On August 26 and 27, 1993, O'Dea represented Gosselin at an arbitration hearing to contest the second discharge. At that time, APL made several settlement offers to Gosselin. The final offer was in the amount of $125,000 in exchange for Gosselin's voluntary termination of employment and a general release. O'Dea and Gosselin discussed the offer and the fact that that sum would not be sufficient to pay all of Gosselin's debts. Gosselin claims that O'Dea advised him to reject the offer "because the A.D.A. suit would be a million dollar law suit." Gosselin rejected the offer.

In November 1993, the arbitrator ruled against Gosselin and in favor of APL. When Gosselin learned that O'Dea had failed to file a timely administrative claim under the ADA and that O'Dea had not filed a claim for back wages, he filed suit against O'Dea and Appellees1 for legal malpractice in mishandling his claims against APL.

During the pendency of the lawsuit in the district court, Gosselin settled his claim against O'Dea. Field, Hurley, Webb & Sullivan and the individual Appellees filed a motion for summary judgment which the district court granted.
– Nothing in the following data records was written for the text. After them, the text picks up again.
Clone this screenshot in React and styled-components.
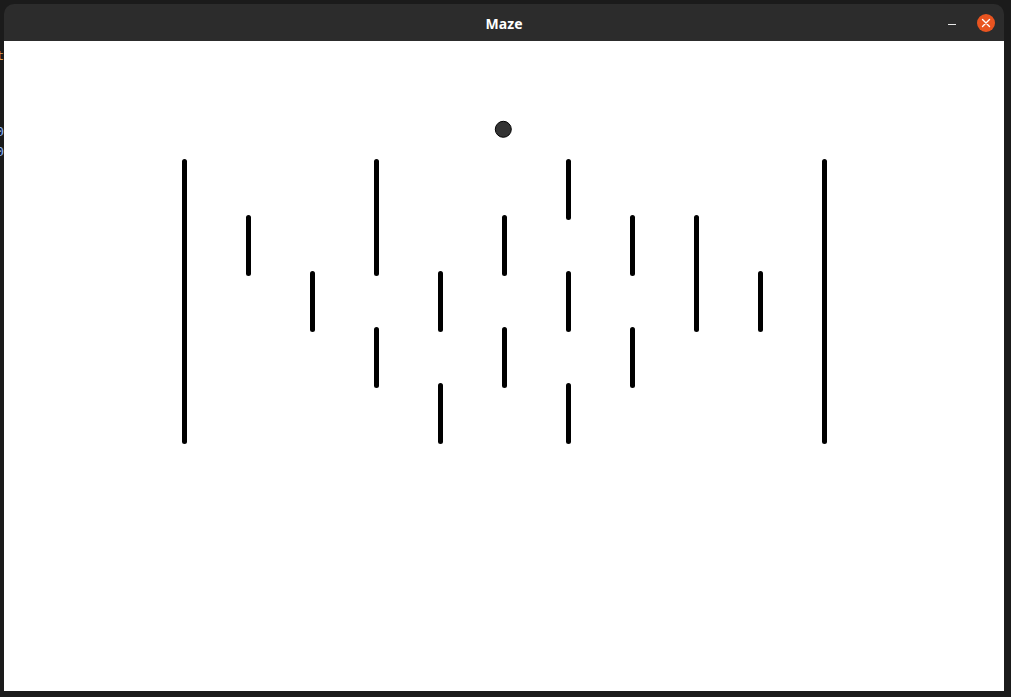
import React from "react";
import styled, { createGlobalStyle } from "styled-components";

const Global = createGlobalStyle`
  html, body { margin: 0; padding: 0; background: #1b1b1b; overflow: hidden; }
  body { width: 1011px; height: 697px; font-family: "Noto Sans", "Open Sans", sans-serif; }
`;

const Desktop = styled.div`
  display: flex;
  width: 1011px;
  height: 697px;
  background: #1b1b1b;
`;

const Peek = styled.div`
  width: 4px;
  overflow: hidden;
  display: flex;
  flex-direction: column;
  align-items: flex-end;
  padding-top: 46px;
  font-family: "DejaVu Sans Mono", monospace;
  font-size: 13px;
  line-height: 19px;
`;

const PeekLine = styled.div`
  white-space: nowrap;
  color: ${(p) => p.$color};
  height: ${(p) => p.$h}px;
`;

const Window = styled.div`
  margin-top: 4px;
  width: 1000px;
  display: flex;
  flex-direction: column;
  border-radius: 10px 10px 0 0;
  overflow: hidden;
  align-self: flex-start;
`;

const TitleBar = styled.div`
  height: 37px;
  background: #2c2c2c;
  display: grid;
  grid-template-columns: 1fr auto 1fr;
  align-items: center;
`;

const Title = styled.div`
  grid-column: 2;
  color: #ffffff;
  font-weight: 700;
  font-size: 14px;
  letter-spacing: 0.1px;
  padding-top: 1px;
`;

const Controls = styled.div`
  grid-column: 3;
  display: flex;
  justify-content: flex-end;
  align-items: center;
  gap: 21px;
  padding-right: 9px;
`;

const Minimize = styled.div`
  width: 8px;
  height: 1px;
  background: #e8e8e8;
  margin-top: 4px;
`;

const Close = styled.div`
  width: 18px;
  height: 18px;
  border-radius: 50%;
  background: #e95420;
  display: flex;
  align-items: center;
  justify-content: center;
`;

const Canvas = styled.div`
  height: 650px;
  background: #ffffff;
`;

// columns (index) and row spans (start level, end level)
const walls = [
  [0, 0, 5],
  [1, 1, 2],
  [2, 2, 3],
  [3, 0, 2],
  [3, 3, 4],
  [4, 2, 3],
  [4, 4, 5],
  [5, 1, 2],
  [5, 3, 4],
  [6, 0, 1],
  [6, 2, 3],
  [6, 4, 5],
  [7, 1, 2],
  [7, 3, 4],
  [8, 1, 3],
  [9, 2, 3],
  [10, 0, 5],
];

function Maze() {
  // SVG coordinates are page coordinates shifted by canvas origin (4, 41)
  const ox = 4;
  const oy = 41;
  const colX = (c) => 184.5 + c * 64 - ox;
  const rowY = (r) => 161.5 + r * 56 - oy;
  return (
    <svg width="1000" height="650" viewBox="0 0 1000 650">
      {walls.map(([c, r1, r2], i) => (
        <line
          key={i}
          x1={colX(c)}
          y1={rowY(r1)}
          x2={colX(c)}
          y2={rowY(r2)}
          stroke="#000"
          strokeWidth="5"
          strokeLinecap="round"
        />
      ))}
      <circle cx={503.3 - ox} cy={129.3 - oy} r="8" fill="#333333" stroke="#000" strokeWidth="1" />
    </svg>
  );
}

export default function App() {
  return (
    <>
      <Global />
      <Desktop>
        <Peek>
          <PeekLine $color="#e0a050" $h={76}>st</PeekLine>
          <PeekLine $color="#8ab4f8" $h={20}>10</PeekLine>
          <PeekLine $color="#8ab4f8" $h={20}>10</PeekLine>
        </Peek>
        <Window>
          <TitleBar>
            <Title>Maze</Title>
            <Controls>
              <Minimize />
              <Close>
                <svg width="10" height="10" viewBox="0 0 10 10">
                  <path d="M1.5 1.5 L8.5 8.5 M8.5 1.5 L1.5 8.5" stroke="#fff" strokeWidth="1.4" strokeLinecap="round" />
                </svg>
              </Close>
            </Controls>
          </TitleBar>
          <Canvas>
            <Maze />
          </Canvas>
        </Window>
      </Desktop>
    </>
  );
}
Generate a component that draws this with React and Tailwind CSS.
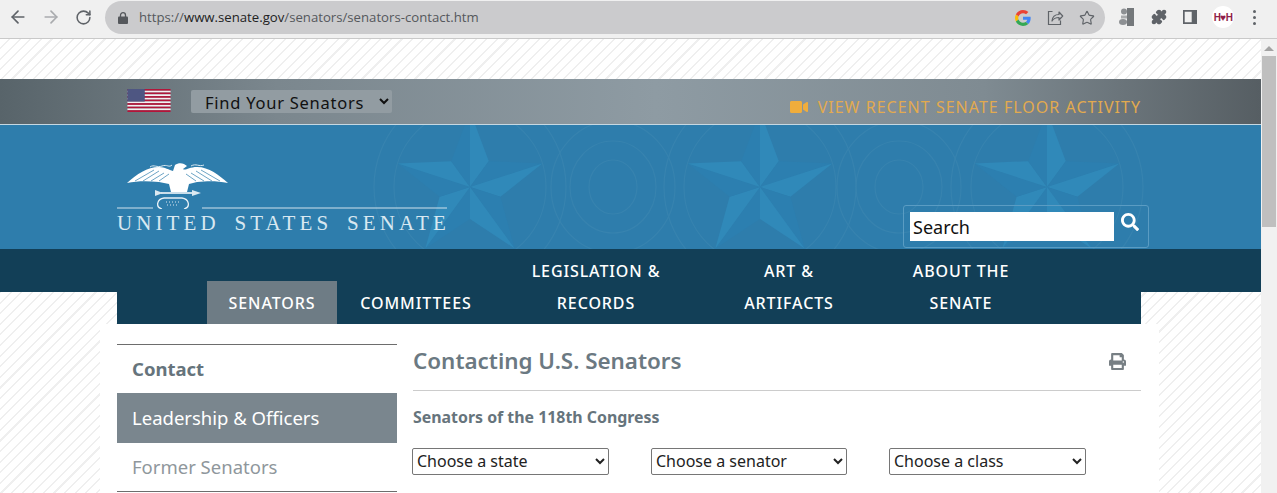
import { ArrowLeft, ArrowRight, RotateCw, Star, Puzzle } from 'lucide-react'
import { FaPrint, FaSearch, FaVideo } from 'react-icons/fa'

const FONT = "font-['Noto_Sans','Open_Sans',sans-serif]"

// Chrome toolbar icons
function GoogleIcon() {
  return (
    <svg width="16" height="16" viewBox="0 0 48 48">
      <path fill="#EA4335" d="M24 9.500c3.500 0 6.700 1.200 9.200 3.600l6.900-6.900C35.900 2.400 30.400 0 24 0 14.600 0 6.500 5.400 2.600 13.200l8 6.200C12.500 13.700 17.800 9.500 24 9.500z" />
      <path fill="#4285F4" d="M47 24.500c0-1.600-.1-3.100-.4-4.500H24v9h12.900c-.6 3-2.200 5.500-4.700 7.200l7.700 6C44.400 37.900 47 31.800 47 24.500z" />
      <path fill="#FBBC05" d="M10.600 28.600c-.5-1.400-.8-3-.8-4.600s.3-3.200.8-4.600l-8-6.200C.9 16.500 0 20.100 0 24s.9 7.500 2.600 10.800l8-6.200z" />
      <path fill="#34A853" d="M24 48c6.500 0 11.900-2.100 15.900-5.800l-7.700-6c-2.200 1.500-4.900 2.300-8.200 2.300-6.200 0-11.500-4.200-13.400-9.900l-8 6.200C6.500 42.600 14.600 48 24 48z" />
    </svg>
  )
}

function LockIcon() {
  return (
    <svg width="10" height="12" viewBox="0 0 10 12" fill="none">
      <rect x="0" y="4.500" width="10" height="7.500" rx="1" fill="#55585c" />
      <path d="M2.500 5V3.200a2.500 2.500 0 0 1 5 0V5" stroke="#55585c" strokeWidth="1.300" />
    </svg>
  )
}

function ShareIcon() {
  return (
    <svg width="18" height="18" viewBox="0 0 18 18" fill="none" stroke="#5f6368" strokeWidth="1.200">
      <path d="M6.500 2.500H2.500v13h12v-4" />
      <path d="M6 12c.4-4 3-6.500 7-6.500V3l3.700 4-3.700 4V8.500c-3 0-5.500 1-7 3.500z" strokeLinejoin="round" />
    </svg>
  )
}

function ExtensionIcon() {
  return (
    <svg width="16" height="20" viewBox="0 0 16 20">
      <rect x="8" y="1" width="7" height="18" fill="#74787b" />
      <circle cx="5" cy="4.500" r="3" fill="#8d9093" />
      <ellipse cx="4" cy="15" rx="4" ry="3" fill="#8d9093" />
      <rect x="2" y="8.500" width="6" height="3" fill="#a9abad" />
    </svg>
  )
}

function SidePanelIcon() {
  return (
    <svg width="14" height="14" viewBox="0 0 14 14">
      <path fill="#5f6368" fillRule="evenodd" d="M0 0h14v14H0zM1.700 1.700v10.600h7V1.700z" />
    </svg>
  )
}

function Toolbar() {
  return (
    <div className="flex h-[39px] shrink-0 items-start border-b border-[#c9c9c9] bg-[#f0f0f0]">
      <div className="flex h-[34px] w-[105px] items-center pl-[8px]">
        <ArrowLeft size={20} strokeWidth={2} className="text-[#5f6368]" />
        <ArrowRight size={20} strokeWidth={2} className="ml-[13px] text-[#a9abae]" />
        <RotateCw size={17} strokeWidth={2.200} className="ml-[14px] text-[#5f6368]" />
      </div>
      <div className="mt-px flex h-[33px] w-[1000px] items-center rounded-full bg-[#cbcbcd] pl-[13px]">
        <LockIcon />
        <div className="ml-[11px] font-['Open_Sans',sans-serif] text-[13.180px] text-[#55585c]">
          https://<span className="text-[#222]">www.senate.gov</span>/senators/senators-contact.htm
        </div>
        <div className="ml-auto flex items-center gap-[15px] pr-[10px]">
          <GoogleIcon />
          <ShareIcon />
          <Star size={16} strokeWidth={1.700} className="text-[#5f6368]" />
        </div>
      </div>
      <div className="flex h-[34px] flex-1 items-center pl-[14px]">
        <ExtensionIcon />
        <Puzzle size={16} className="ml-[16px] text-[#5f6368]" fill="#5f6368" />
        <div className="ml-[16px]"><SidePanelIcon /></div>
        <div className="ml-[15px] flex h-[22px] w-[22px] items-center justify-center rounded-full bg-white font-['Liberation_Sans',sans-serif] text-[10px] font-bold tracking-[-.6px] text-[#8f1d4a]">
          H♥H
        </div>
        <div className="ml-[19px] flex flex-col gap-[3px]">
          <span className="h-[3px] w-[3px] rounded-full bg-[#5f6368]" />
          <span className="h-[3px] w-[3px] rounded-full bg-[#5f6368]" />
          <span className="h-[3px] w-[3px] rounded-full bg-[#5f6368]" />
        </div>
      </div>
    </div>
  )
}

function Flag() {
  const stripes = [0, 1, 2, 3, 4, 5, 6, 7, 8, 9, 10, 11, 12]
  return (
    <svg width="44" height="23" viewBox="0 0 45 24" className="block shrink-0">
      {stripes.map((i) => (
        <rect key={i} x="0" y={i * (24 / 13)} width="45" height={24 / 13} fill={i % 2 ? '#f4f0f2' : '#b3153a'} />
      ))}
      <rect width="18" height="13" fill="#2c3568" />
      <rect width="18" height="13" fill="#8f95b5" opacity="0.35" />
    </svg>
  )
}

function TopBar() {
  return (
    <div className="h-[46px] border-b border-[#c6d8e2] bg-[linear-gradient(90deg,#58646a_0%,#7b878e_22%,#8e9ba3_52%,#7f8b92_78%,#565e63_100%)]">
      <div className="ml-[127px] flex h-full w-[1014px] items-start">
        <div className="mt-[10px]"><Flag /></div>
        <select className="mt-[11px] ml-[20px] h-[23px] w-[201px] rounded-[2px] bg-[#929ca2] pl-[10px] text-[16.500px] tracking-[.75px] text-[#111]">
          <option>Find Your Senators</option>
        </select>
        <div className="mt-[17px] ml-auto flex items-center text-[16px] leading-[22px] tracking-[1.020px] text-[#e2aa4f]">
          <FaVideo size={18} className="text-[#f0ad3c]" />
          <span className="ml-[10px]">VIEW RECENT SENATE FLOOR ACTIVITY</span>
        </div>
      </div>
    </div>
  )
}

// faceted five point star, every other facet is lighter
function FacetStar({ cx, cy, r }) {
  const pts = []
  for (let i = 0; i < 10; i++) {
    const rad = i % 2 ? r * 0.42 : r
    const a = -Math.PI / 2 + (i * Math.PI) / 5
    pts.push([cx + rad * Math.cos(a), cy + rad * Math.sin(a)])
  }
  return (
    <g>
      {pts.map((p, i) => {
        const q = pts[(i + 1) % 10]
        return <polygon key={i} points={`${cx},${cy} ${p[0]},${p[1]} ${q[0]},${q[1]}`} fill={i % 2 ? '#2c7fb0' : '#3089b9'} />
      })}
    </g>
  )
}

function Seal() {
  const stars = [470, 760, 1047]
  const rings = [613, 899]
  return (
    <svg className="absolute inset-0" width="1261" height="124" viewBox="0 125 1261 124" fill="none">
      {stars.map((x) => (
        <g key={x}>
          <FacetStar cx={x} cy={187} r={76} />
          <ellipse cx={x} cy={187} rx={76} ry={78} stroke="#3783af" strokeWidth="1.200" />
          <ellipse cx={x} cy={187} rx={96} ry={98} stroke="#3783af" strokeWidth="1.200" />
        </g>
      ))}
      {rings.map((x) => (
        <g key={x} stroke="#3783af" strokeWidth="1.200">
          <ellipse cx={x} cy={187} rx={24} ry={27} />
          <ellipse cx={x} cy={187} rx={43} ry={46} />
          <ellipse cx={x} cy={187} rx={62} ry={66} />
        </g>
      ))}
    </svg>
  )
}

function Eagle() {
  return (
    <svg width="331" height="47" viewBox="0 0 331 47" fill="none" className="block">
      <path fill="#fff" d="M10 21C20 12 30 5 42 5c6 0 10 3 14 4l2-6c4-3 9-2 12 1l-4 3c2 2 6-2 14-2 12 0 22 8 31 16-11-2-19-2-31-1l-8 2-2 8H54l-2-8-10-2C30 19 20 19 10 21z" />
      <path stroke="#2e7dac" strokeWidth=".7" d="M18 19 37 8M26 19 42 9M34 19 47 11M42 19 52 12M103 19 84 8M95 19 79 9M87 19 74 11M79 19 69 12" />
      <path stroke="#dbe9f1" strokeWidth="1" d="M33 5c4-3 7 1 12-1s7 2 10-1M74 4c5-3 8 1 13-1" />
      <path stroke="#fff" strokeWidth="1.500" d="M44 31h33" />
      <path fill="#dbe9f1" d="M38 28l8 3-8 3zM75 28l9 3-9 3z" />
      <path stroke="#e6f0f6" strokeWidth="1.300" d="M45 47c-7-2-5-10 2-11h18c7 1 9 9 2 11" />
      <path stroke="#dbe9f1" strokeDasharray="1 2" d="M49 40h14M50 43h12" />
      <path stroke="#cfe2ec" strokeWidth="1.200" d="M0 46h36M85 46h245" />
    </svg>
  )
}

function Masthead() {
  return (
    <div className="relative h-[124px] overflow-hidden bg-[#2e7dac]">
      <Seal />
      <div className="relative ml-[117px] flex h-full w-[1032px] items-start justify-between">
        <div className="mt-[37px]">
          <Eagle />
          <div className="mt-[2px] font-['Liberation_Serif',serif] text-[21px] leading-[24px] tracking-[4.100px] [word-spacing:5.500px] whitespace-nowrap text-[#d8e8f1]">
            UNITED STATES SENATE
          </div>
        </div>
        <div className="mt-[80px] flex h-[43px] w-[246px] items-start rounded-[3px] border border-[#5a9cc3] pt-[6px] pl-[6px]">
          <input readOnly value="Search" className="h-[29px] w-[204px] bg-white pl-[3px] text-[18px] text-[#111]" />
          <FaSearch size={18} className="mt-px ml-[7px] text-white" />
        </div>
      </div>
    </div>
  )
}

function Nav() {
  const items = [
    { lines: ['COMMITTEES'], w: 'w-[158px]' },
    { lines: ['LEGISLATION &', 'RECORDS'], w: 'w-[202px]' },
    { lines: ['ART &', 'ARTIFACTS'], w: 'w-[184px]' },
    { lines: ['ABOUT THE', 'SENATE'], w: 'w-[160px]' },
  ]
  return (
    <div className="h-[43px] bg-[#123f57]">
      <div className="ml-[117px] flex h-[75px] w-[1024px] items-end bg-[#123f57] pb-[5px] pl-[90px] text-[16px] leading-[32px] font-medium tracking-[.9px] text-white">
        <div className="-mb-[5px] flex h-[43px] w-[130px] items-center justify-center bg-[#6e7c85]">SENATORS</div>
        {items.map((item) => (
          <div key={item.lines[0]} className={`${item.w} text-center`}>
            {item.lines.map((l) => <div key={l}>{l}</div>)}
          </div>
        ))}
      </div>
    </div>
  )
}

function Sidebar() {
  return (
    <div className="w-[280px] shrink-0 border-y border-[#6d6d6d]">
      <div className="flex h-[48px] items-center pl-[15px] text-[18.500px] font-bold text-[#66747c]">Contact</div>
      <div className="flex h-[50px] items-center bg-[#7a868e] pl-[15px] text-[18.500px] text-white">Leadership &amp; Officers</div>
      <div className="flex h-[48px] items-center pl-[15px] text-[18.500px] text-[#8f979c]">Former Senators</div>
    </div>
  )
}

function Content() {
  const selects = [
    { label: 'Choose a state', w: 'w-[197px]' },
    { label: 'Choose a senator', w: 'w-[196px]' },
    { label: 'Choose a class', w: 'w-[197px]' },
  ]
  return (
    <div className="ml-[16px] w-[728px]">
      <div className="flex h-[47px] items-center justify-between border-b border-[#cccccc] pr-[15px] pb-[12px]">
        <h1 className="text-[22.400px] font-semibold text-[#6b7982]">Contacting U.S. Senators</h1>
        <FaPrint size={17} className="text-[#777f84]" />
      </div>
      <div className="mt-[15px] text-[15.900px] leading-[22px] font-bold text-[#66747c]">Senators of the 118th Congress</div>
      <div className="mt-[20px] -ml-px flex gap-[42px]">
        {selects.map((s) => (
          <select key={s.label} className={`${s.w} h-[27px] rounded-[2px] border border-[#767676] bg-white pb-px text-[16px] text-[#222]`}>
            <option>{s.label}</option>
          </select>
        ))}
      </div>
    </div>
  )
}

export default function App() {
  return (
    <div className={`flex h-[493px] w-[1277px] flex-col overflow-hidden bg-white ${FONT}`}>
      <Toolbar />
      <div className="flex flex-1">
        <div className="w-[1261px] bg-[repeating-linear-gradient(135deg,#ffffff_0px,#ffffff_6px,#efefef_6px,#efefef_7.500px)]">
          <div className="h-[40px]" />
          <TopBar />
          <Masthead />
          <Nav />
          <div className="mt-[32px] ml-[100px] h-[169px] w-[1059px] bg-white pt-[20px] pl-[17px]">
            <div className="flex w-[1024px] items-start">
              <Sidebar />
              <Content />
            </div>
          </div>
        </div>
        <div className="w-[16px] bg-[#f1f1f1] pt-[7px]">
          <div className="mx-auto h-0 w-0 border-x-[5px] border-b-[5px] border-x-transparent border-b-[#a3a3a3]" />
          <div className="mx-px mt-[5px] h-[171px] bg-[#bfbfbf]" />
        </div>
      </div>
    </div>
  )
}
Gosselin, 40 F. Supp. 2d at 48. Gosselin appeals from that decision.

II. Standard of Review

"This Court reviews orders for summary judgment de novo, construing the record in the light most favorable to the nonmovant and resolving all reasonable inferences in that party's favor." Landrau-Romero v. Banco Popular de P.R., 212 F.3d 607, 611 (1st Cir. 2000).2 If, after such review, we find that "the evidence . . . reveals a genuine dispute over a material fact--that is, if a reasonable factfinder, examining the evidence and drawing all reasonable inferences in the required manner, could resolve a factual controversy which is critical to the outcome of the case in favor of the nonmoving party--then summary judgment will not lie." Serapion v. Martinez, 119 F.3d 982, 987 (1st Cir. 1997).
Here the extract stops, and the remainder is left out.